━━━ DATASET CONTENT

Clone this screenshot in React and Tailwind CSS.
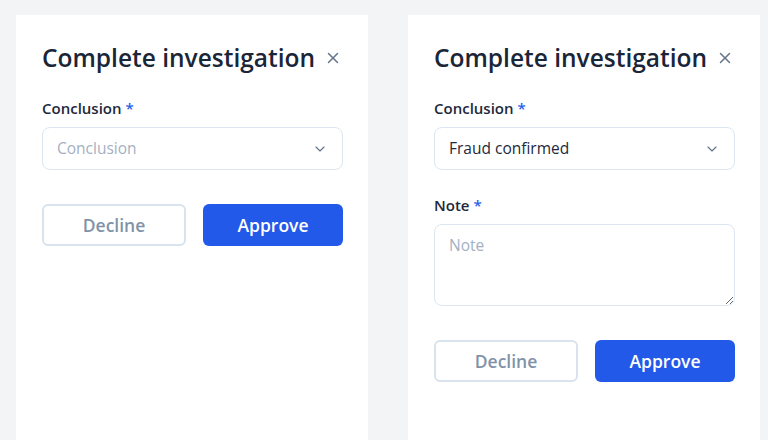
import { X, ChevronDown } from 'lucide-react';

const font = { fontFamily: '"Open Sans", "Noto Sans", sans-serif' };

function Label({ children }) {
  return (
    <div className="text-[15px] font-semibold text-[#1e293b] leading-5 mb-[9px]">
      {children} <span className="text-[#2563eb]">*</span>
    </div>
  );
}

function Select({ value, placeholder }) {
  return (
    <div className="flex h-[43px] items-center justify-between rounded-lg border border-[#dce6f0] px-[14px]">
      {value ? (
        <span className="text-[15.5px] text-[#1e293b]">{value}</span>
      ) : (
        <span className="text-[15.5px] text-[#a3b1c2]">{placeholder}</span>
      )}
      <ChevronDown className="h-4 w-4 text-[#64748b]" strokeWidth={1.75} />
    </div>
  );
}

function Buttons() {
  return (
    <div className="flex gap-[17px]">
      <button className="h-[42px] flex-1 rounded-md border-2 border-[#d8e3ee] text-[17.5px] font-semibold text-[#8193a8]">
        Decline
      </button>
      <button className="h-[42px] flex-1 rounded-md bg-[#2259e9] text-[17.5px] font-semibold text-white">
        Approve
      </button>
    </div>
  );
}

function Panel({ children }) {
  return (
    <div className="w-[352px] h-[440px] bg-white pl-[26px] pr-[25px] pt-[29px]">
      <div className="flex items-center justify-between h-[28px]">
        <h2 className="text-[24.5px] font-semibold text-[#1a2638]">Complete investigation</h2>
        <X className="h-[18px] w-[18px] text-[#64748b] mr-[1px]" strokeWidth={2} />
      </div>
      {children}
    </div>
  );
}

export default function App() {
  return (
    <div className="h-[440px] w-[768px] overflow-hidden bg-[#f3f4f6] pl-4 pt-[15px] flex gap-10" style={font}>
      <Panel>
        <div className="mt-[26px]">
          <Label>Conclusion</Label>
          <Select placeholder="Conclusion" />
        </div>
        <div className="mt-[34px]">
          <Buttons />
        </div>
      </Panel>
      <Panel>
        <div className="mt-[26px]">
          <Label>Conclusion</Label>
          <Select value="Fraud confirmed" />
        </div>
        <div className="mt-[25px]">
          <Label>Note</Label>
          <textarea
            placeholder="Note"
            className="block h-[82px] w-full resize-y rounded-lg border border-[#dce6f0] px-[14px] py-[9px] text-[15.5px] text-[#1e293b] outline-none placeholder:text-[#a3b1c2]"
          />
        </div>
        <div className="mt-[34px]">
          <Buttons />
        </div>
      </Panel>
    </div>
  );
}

━━━━━━

*PROBLEM DESCRIPTION:* Set down the complete material exactly, but do not include the images.

*THE ANSWER:*
Clone this screenshot in React and Tailwind CSS.
import { X, ChevronDown } from 'lucide-react';

const font = { fontFamily: '"Open Sans", "Noto Sans", sans-serif' };

function Label({ children }) {
  return (
    <div className="text-[15px] font-semibold text-[#1e293b] leading-5 mb-[9px]">
      {children} <span className="text-[#2563eb]">*</span>
    </div>
  );
}

function Select({ value, placeholder }) {
  return (
    <div className="flex h-[43px] items-center justify-between rounded-lg border border-[#dce6f0] px-[14px]">
      {value ? (
        <span className="text-[15.5px] text-[#1e293b]">{value}</span>
      ) : (
        <span className="text-[15.5px] text-[#a3b1c2]">{placeholder}</span>
      )}
      <ChevronDown className="h-4 w-4 text-[#64748b]" strokeWidth={1.75} />
    </div>
  );
}

function Buttons() {
  return (
    <div className="flex gap-[17px]">
      <button className="h-[42px] flex-1 rounded-md border-2 border-[#d8e3ee] text-[17.5px] font-semibold text-[#8193a8]">
        Decline
      </button>
      <button className="h-[42px] flex-1 rounded-md bg-[#2259e9] text-[17.5px] font-semibold text-white">
        Approve
      </button>
    </div>
  );
}

function Panel({ children }) {
  return (
    <div className="w-[352px] h-[440px] bg-white pl-[26px] pr-[25px] pt-[29px]">
      <div className="flex items-center justify-between h-[28px]">
        <h2 className="text-[24.5px] font-semibold text-[#1a2638]">Complete investigation</h2>
        <X className="h-[18px] w-[18px] text-[#64748b] mr-[1px]" strokeWidth={2} />
      </div>
      {children}
    </div>
  );
}

export default function App() {
  return (
    <div className="h-[440px] w-[768px] overflow-hidden bg-[#f3f4f6] pl-4 pt-[15px] flex gap-10" style={font}>
      <Panel>
        <div className="mt-[26px]">
          <Label>Conclusion</Label>
          <Select placeholder="Conclusion" />
        </div>
        <div className="mt-[34px]">
          <Buttons />
        </div>
      </Panel>
      <Panel>
        <div className="mt-[26px]">
          <Label>Conclusion</Label>
          <Select value="Fraud confirmed" />
        </div>
        <div className="mt-[25px]">
          <Label>Note</Label>
          <textarea
            placeholder="Note"
            className="block h-[82px] w-full resize-y rounded-lg border border-[#dce6f0] px-[14px] py-[9px] text-[15.5px] text-[#1e293b] outline-none placeholder:text-[#a3b1c2]"
          />
        </div>
        <div className="mt-[34px]">
          <Buttons />
        </div>
      </Panel>
    </div>
  );
}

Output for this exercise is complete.